Sorry, but I don't find the owner stepping in on a support issue to be impressive. Very few founders have the time (and should be expected to) to actually handle individual support issues. It's a false promise that often makes realized customer support worse while achieving the "image" of good customer service. Individuals don't expect the leaders to be stepping into support issues. They expect leaders to be leading because their time is highly valuable. Not saying it doesn't have it's moments, but most of the time just have better support, and or spend your time listening/interacting, then taking that to your support team. Don't forget the support staff IS PAID TO SUPPORT CUSTOMERS and handle individual issues, just make it happen. If you don't have a good support staff, get one, period. Everyone has bad support, it doesn't take much to be better than the competition. That is an example of reasonable people that still believe in the product for now, and need attention for retention. Don't lose them. Yes I have a background in managing support and product.
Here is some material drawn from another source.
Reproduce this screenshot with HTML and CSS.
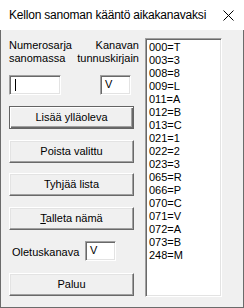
FILE: index.html
```html
<!DOCTYPE html>
<html>
<head>
<meta charset="utf-8">
<link rel="stylesheet" href="styles.css">
</head>
<body>
<div class="window">
  <div class="titlebar">
    <span class="title">Kellon sanoman kääntö aikakanavaksi</span>
    <svg class="close" width="11" height="11" viewBox="0 0 11 11"><path d="M0.5 0.5 L10.5 10.5 M10.5 0.5 L0.5 10.5" stroke="#000" stroke-width="1" fill="none"/></svg>
  </div>
  <div class="client">
    <div class="left">
      <div class="labels">
        <div class="lbl">Numerosarja<br>sanomassa</div>
        <div class="lbl right">Kanavan<br>tunnuskirjain</div>
      </div>
      <div class="inputs">
        <div class="edit num"><span class="caret"></span></div>
        <div class="edit ch">V</div>
      </div>
      <div class="btn default">Lisää ylläoleva</div>
      <div class="btn">Poista valittu</div>
      <div class="btn tight">Tyhjää lista</div>
      <div class="btn"><span><u>T</u>alleta nämä</span></div>
      <div class="oletus">
        <span class="olbl">Oletuskanava</span>
        <div class="edit ch2">V</div>
      </div>
      <div class="btn">Paluu</div>
    </div>
    <div class="listbox">
      <div>000=T</div>
      <div>003=3</div>
      <div>008=8</div>
      <div>009=L</div>
      <div>011=A</div>
      <div>012=B</div>
      <div>013=C</div>
      <div>021=1</div>
      <div>022=2</div>
      <div>023=3</div>
      <div>065=R</div>
      <div>066=P</div>
      <div>070=C</div>
      <div>071=V</div>
      <div>072=A</div>
      <div>073=B</div>
      <div>248=M</div>
    </div>
  </div>
</div>
</body>
</html>
```

FILE: styles.css
```css
html, body {
  margin: 0;
  padding: 0;
  background: #f0f0f0;
}
.window {
  width: 244px;
  height: 308px;
  box-sizing: border-box;
  display: flex;
  flex-direction: column;
  font-family: "Liberation Sans", Arial, sans-serif;
  font-size: 11px;
  color: #000;
}
.titlebar {
  height: 30px;
  flex: none;
  background: #fff;
  display: flex;
  align-items: center;
  padding-left: 9px;
  padding-right: 10px;
}
.title {
  font-family: "Liberation Sans", Arial, sans-serif;
  font-size: 12px;
  letter-spacing: -0.2px;
  color: #000;
  flex: 1;
}
.close {
  display: block;
}
.client {
  flex: 1;
  display: flex;
  align-items: flex-start;
  padding: 8px 0 0 8px;
  border-left: 1px solid #6b6b6b;
  border-right: 1px solid #6b6b6b;
  border-bottom: 1px solid #6b6b6b;
}
.left {
  width: 125px;
  display: flex;
  flex-direction: column;
  gap: 11px;
}
.labels {
  display: flex;
  justify-content: space-between;
  width: 130px;
  line-height: 13px;
  margin-top: 1px;
}
.lbl.right {
  text-align: right;
}
.inputs {
  display: flex;
  justify-content: space-between;
  width: 122px;
  margin-top: -1px;
}
.edit {
  height: 20px;
  box-sizing: border-box;
  background: #fff;
  border-style: solid;
  border-width: 1px;
  border-color: #a0a0a0 #fff #fff #a0a0a0;
  box-shadow: inset 1px 1px 0 #696969, inset -1px -1px 0 #e3e3e3;
  padding: 2px 0 0 4px;
  line-height: 13px;
  position: relative;
}
.num { width: 52px; }
.ch { width: 31px; }
.ch2 { width: 31px; }
.caret {
  position: absolute;
  left: 5px;
  top: 3px;
  width: 1px;
  height: 12px;
  background: #000;
}
.btn {
  height: 23px;
  box-sizing: border-box;
  display: flex;
  align-items: center;
  justify-content: center;
  background: #f0f0f0;
  border-style: solid;
  border-width: 1px;
  border-color: #fff #696969 #696969 #fff;
  box-shadow: inset -1px -1px 0 #a0a0a0, inset 1px 1px 0 #e3e3e3;
  padding-bottom: 1px;
}
.btn.tight {
  margin-top: -1px;
}
.btn.default {
  border: 1px solid #646464;
  box-shadow: inset 1px 1px 0 #fff, inset -1px -1px 0 #696969, inset -2px -2px 0 #a0a0a0;
}
.oletus {
  display: flex;
  align-items: center;
  padding-left: 3px;
  margin-bottom: 1px;
}
.olbl {
  width: 73px;
  padding-top: 2px;
}
.listbox {
  margin-left: 11px;
  width: 77px;
  height: 259px;
  box-sizing: border-box;
  background: #fff;
  border-style: solid;
  border-width: 1px;
  border-color: #a0a0a0 #fff #fff #a0a0a0;
  box-shadow: inset 1px 1px 0 #696969, inset -1px -1px 0 #e3e3e3;
  padding: 2px 0 0 3px;
  line-height: 13px;
}
```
leaders stepping in on issues is sorta ok but only if the project team is small in my second shitcoin gig in mid 2021 i had the CTO write a bunch of code that could have written with his guidance probably part of the issue here is that a good team has a benefit from the founder/dev stepping in to HELP THE LEAD... going from CTO to customer is really bad optics, IMO
> leaders stepping in on issues is sorta ok but only if the project team is small Exactly, I think once you're over about $20million/year revenue and over 10 employees this applies >going from CTO to customer is really bad optics, IMO Exactly! Leadership is not taking control, it's proving to customers that you built a competent team/company and you trust them to help run your business.
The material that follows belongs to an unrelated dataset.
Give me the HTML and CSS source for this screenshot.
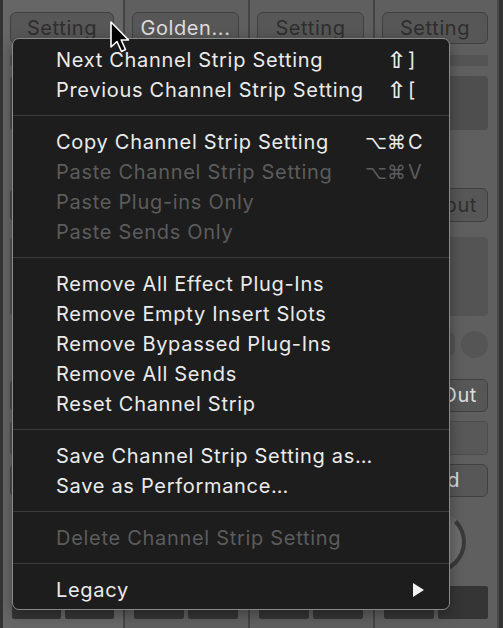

the CTO in question at the time also took the side of a more established dev when i said that a proposal he made was ... i forget what adjective but it was taken as a slur... and yeah that was what led to the CTO doing my work for me even though it was a waste of his time when he hired someone who could do it so, yeah, someone with an as established company the founder or CTO leaning in to help a customer is SUPER bad optics and i discovered that he quit supporting Zap and hasn't made the effort to keep it running and that is just fucked up, i'm not hot on Mallers these days even though i generally regard him well
Maybe they don't have a support team. Maybe it's just him, jumping into random convos, or something.
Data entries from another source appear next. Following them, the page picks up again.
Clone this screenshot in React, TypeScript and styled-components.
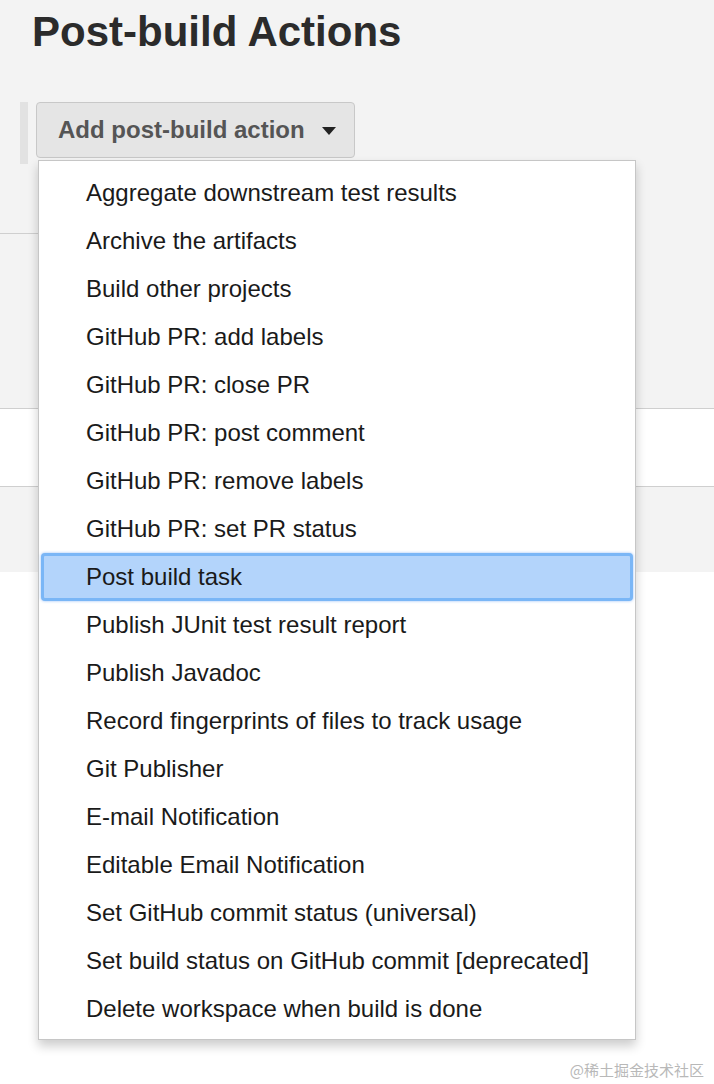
import styled, { createGlobalStyle } from 'styled-components'

const GlobalStyle = createGlobalStyle`
  html, body {
    margin: 0;
    padding: 0;
    background: #ffffff;
  }
  body {
    font-family: 'Liberation Sans', Arial, Helvetica, sans-serif;
    color: #222;
  }
`

const actions = [
  'Aggregate downstream test results',
  'Archive the artifacts',
  'Build other projects',
  'GitHub PR: add labels',
  'GitHub PR: close PR',
  'GitHub PR: post comment',
  'GitHub PR: remove labels',
  'GitHub PR: set PR status',
  'Post build task',
  'Publish JUnit test result report',
  'Publish Javadoc',
  'Record fingerprints of files to track usage',
  'Git Publisher',
  'E-mail Notification',
  'Editable Email Notification',
  'Set GitHub commit status (universal)',
  'Set build status on GitHub commit [deprecated]',
  'Delete workspace when build is done',
]

const selected = 'Post build task'

export default function App() {
  return (
    <Page>
      <GlobalStyle />
      <Header>
        <Title>Post-build Actions</Title>
        <ButtonRow>
          <SideBar />
          <DropWrap>
            <AddButton>
              Add post-build action
              <Caret viewBox="0 0 14 8">
                <path d="M0 0 L14 0 L7 8 Z" fill="#222" />
              </Caret>
            </AddButton>
            <Menu>
              {actions.map((a) => (
                <MenuItem key={a} $active={a === selected}>
                  {a}
                </MenuItem>
              ))}
            </Menu>
          </DropWrap>
        </ButtonRow>
        <StubLine />
      </Header>
      <Band $height={174} $gray />
      <Band $height={77} />
      <Band $height={85} $gray $last />
      <Watermark>@稀土掘金技术社区</Watermark>
    </Page>
  )
}

const Page = styled.div`
  position: relative;
  height: 1084px;
  overflow: hidden;
  background: #ffffff;
`

const Header = styled.section`
  background: #f3f3f3;
  height: 234px;
  display: flex;
  flex-direction: column;
  position: relative;
`

const Title = styled.h1`
  margin: 0;
  padding: 8px 0 0 32px;
  font-size: 42px;
  line-height: 48px;
  font-weight: 700;
  color: #2b2b2b;
`

const ButtonRow = styled.div`
  display: flex;
  gap: 8px;
  margin-top: 46px;
  padding-left: 20px;
`

const SideBar = styled.div`
  width: 8px;
  height: 62px;
  background: #e2e2e2;
`

const DropWrap = styled.div`
  position: relative;
  z-index: 2;
`

const AddButton = styled.button`
  display: flex;
  align-items: center;
  gap: 17px;
  height: 56px;
  width: 319px;
  padding: 0 0 0 21px;
  box-sizing: border-box;
  background: #e5e5e5;
  border: 1px solid #c8c8c8;
  border-radius: 4px;
  font-family: 'Liberation Sans', Arial, sans-serif;
  font-size: 24px;
  font-weight: 700;
  color: #555;
  cursor: pointer;
`

const Caret = styled.svg`
  width: 14px;
  height: 8px;
  margin-top: 2px;
`

const Menu = styled.ul`
  position: absolute;
  top: 58px;
  left: 2px;
  width: 598px;
  box-sizing: border-box;
  margin: 0;
  padding: 8px 2px 6px;
  list-style: none;
  background: #ffffff;
  border: 1px solid #c6c6c6;
  box-shadow: 0 6px 10px rgba(0, 0, 0, 0.2);
`

const MenuItem = styled.li<{ $active?: boolean }>`
  height: 48px;
  display: flex;
  align-items: center;
  padding-left: 45px;
  box-sizing: border-box;
  font-size: 24px;
  color: #1a1a1a;
  border-radius: 4px;
  white-space: nowrap;
  ${(p) =>
    p.$active &&
    `
    background: #b3d4fb;
    border: 3px solid #7ab6f6;
    padding-left: 42px;
    box-shadow: 0 0 3px rgba(80, 150, 240, 0.6);
  `}
`

const StubLine = styled.div`
  position: absolute;
  left: 0;
  bottom: 0;
  width: 40px;
  border-bottom: 1px solid #cfcfcf;
`

const Band = styled.div<{ $height: number; $gray?: boolean; $last?: boolean }>`
  height: ${(p) => p.$height}px;
  background: ${(p) => (p.$gray ? '#f3f3f3' : '#ffffff')};
  border-bottom: ${(p) => (p.$last ? 'none' : '1px solid #cfcfcf')};
`

const Watermark = styled.div`
  position: absolute;
  right: 10px;
  bottom: 4px;
  font-family: 'Noto Sans CJK SC', sans-serif;
  font-size: 15px;
  color: #b8b8b8;
`
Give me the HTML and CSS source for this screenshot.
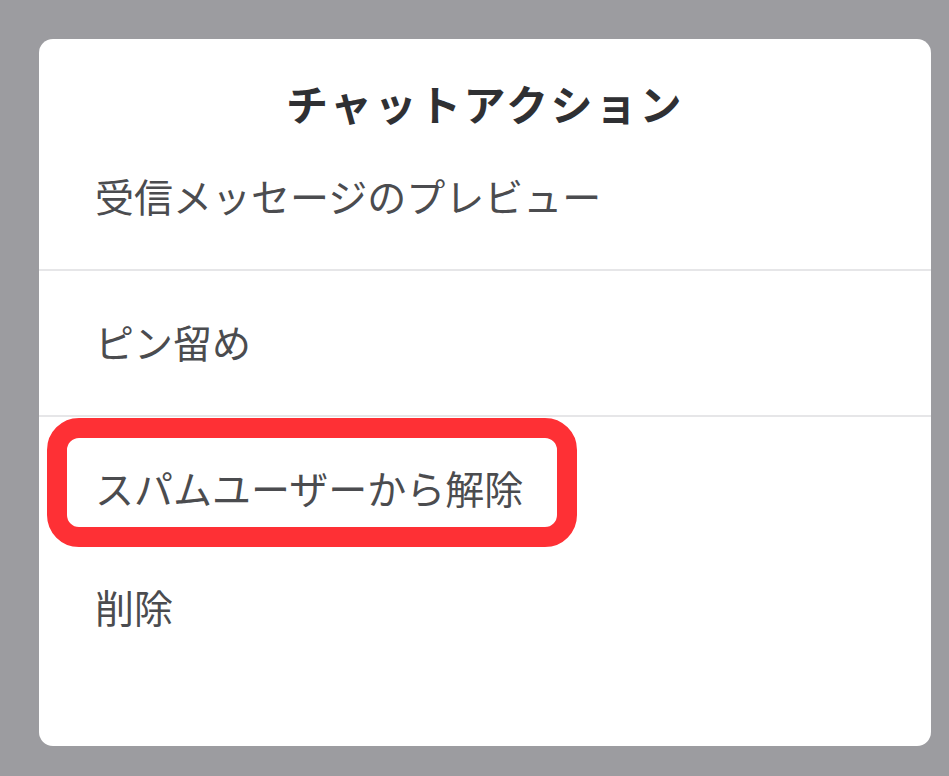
FILE: index.html
```html
<!DOCTYPE html>
<html lang="ja">
<head>
    <meta charset="UTF-8">
    <title>チャットアクション</title>
    <link rel="stylesheet" href="styles.css">
</head>
<body class="pantalla">
    <div class="hoja">
        <div class="hoja-titulo">チャットアクション</div>
        <div class="accion con-linea">受信メッセージのプレビュー</div>
        <div class="accion con-linea">ピン留め</div>
        <div class="accion marcada">
            スパムユーザーから解除
            <span class="marco"></span>
        </div>
        <div class="accion ultima">削除</div>
    </div>
</body>
</html>
```

FILE: styles.css
```css
/* fondo gris detras de la hoja */
.pantalla {
    margin: 0;
    background-color: #9c9ca0;
    padding: 39px 18px 30px 39px;
    font-family: "Noto Sans CJK JP", "Noto Sans", sans-serif;
}

.hoja {
    background-color: #fff;
    border-radius: 14px;
    height: 707px;
    overflow: hidden;
}

.hoja-titulo {
    padding-top: 44px;
    line-height: 40px;
    height: 42px;
    font-size: 42px;
    font-weight: bold;
    text-align: center;
    color: #2f3033;
    letter-spacing: 2.5px;
}

.accion {
    height: 140px;
    display: flex;
    align-items: center;
    padding-left: 56px;
    padding-bottom: 4px;
    font-size: 39px;
    color: #4b4c4f;
    position: relative;
}

.con-linea {
    border-bottom: 2px solid #e6e6e8;
}

.ultima {
    height: 90px;
}

/* recuadro rojo sobre la opcion */
.marco {
    position: absolute;
    left: 8px;
    top: 1px;
    width: 490px;
    height: 89px;
    border: 20px solid #fe3035;
    border-radius: 32px;
}
```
If that's the case then sure, maybe make it clear the size of your company if it's that tiny. When we were that small (just 1-2 people) of course you have to handle it individually, but you still attempt a support funnel so you can scale the support side of the business. Even when we were over 10 staff, and handled support ourselves we did so as the company and reached out as the company. Unified support image. You don't want to drive support issues to your handle. Because you're the same guy, if you're lazy on the offical support channel, people will funnel their requests to your personal channel. You have the incentive to funnel people away from your personal channel.